BOOM-BOOM, CROAK-CROAK

This is the time of year when a vast exodus of working Mexicans floods south from the US diffusing out into Mexico's thousands of little towns and villages more or less like Jalpan. Jalpan's general atmosphere has changed enormously from two weeks ago.

Mainly you see it on the steep, narrow streets now jammed with cars and pickup trucks with US license plates. Up north these folks may be only the shadows you see hustling in the backrooms of restaurants, the humble, stooped-over fieldworkers you pass in your car, or maybe the anonymous construction workers across from your office, but, down here, now, they are kings. They have returned home in triumph.
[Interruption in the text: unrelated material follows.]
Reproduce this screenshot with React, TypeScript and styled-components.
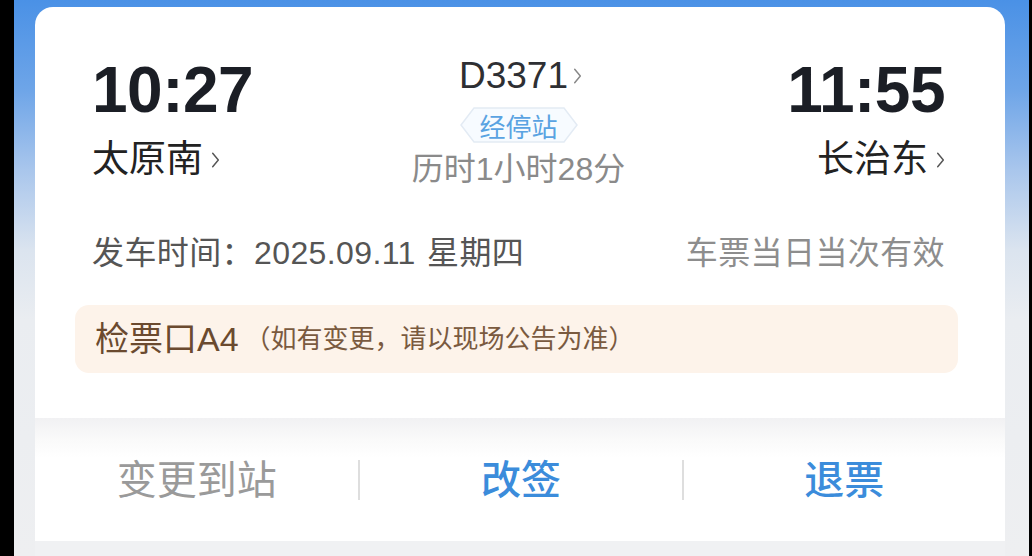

They are powerbrokers and people of vision, bigwigs, people who have seen and done it all.

A fair percentage of these returning workers are young men and one way they impress the local folks with their success is to drive their fancy cars equipped with sound systems with speakers that can jar the fillings from your teeth from half a mile away. Day and night, day after day, night after night, up and down the one main street of this little town the boom, boom, boom of the base line of songs erupts from one car or pickup truck after another. Higher-frequency lyrical notes get filtered out half a mile away but these very low bass notes rumble through trees, through walls, right through my body and my soul, day and night. It's like being inside the guts of a flatulent dinosaur. Add to this the continuing rocket explosions set off by wandering Baby-Jesus-statue carriers and the cathedral's unpredictable outbursts of tolling bells and you have something to consider.

Thursday night I camped beside the reservoir near the Reserve HQ. Right after sundown the first carload of young people arrived on a peninsula across the lake and they came in a car with a grand sound system. Over half a mile of silvery water speckled with startled coots and nervous Blue-winged Teal the boom-boom-booms came. I am pretty sure the nylon walls of my tent shuddered with each boom but how could I know with my eyeballs jiggling so?

The booms made frogs start calling. And what must have been those frogs' thoughts as they heard the boomings of what surely was a competitor frog ten stories tall? Yet, this is the wonderful thing: Those little frogs around my tent gamely replied to the behemoth across the lake with their own normal croaks, just as if they had not lost all hope of having their own croaks heard.

So, I lay there in my tent Thursday night admiring frogs. Also, I thought about this: Clearly, on this Earth there are very many more folks wanting big speakers to boom their primal calls across the waters than there are we who prefer that our frogs and ourselves stay unbothered.

These days, seeing more clearly than ever what an ever-diminishing, lost-cause minority I find myself in, my continuing to think these thoughts and issue these words is my own normal croaking, just as if I had not lost all hope.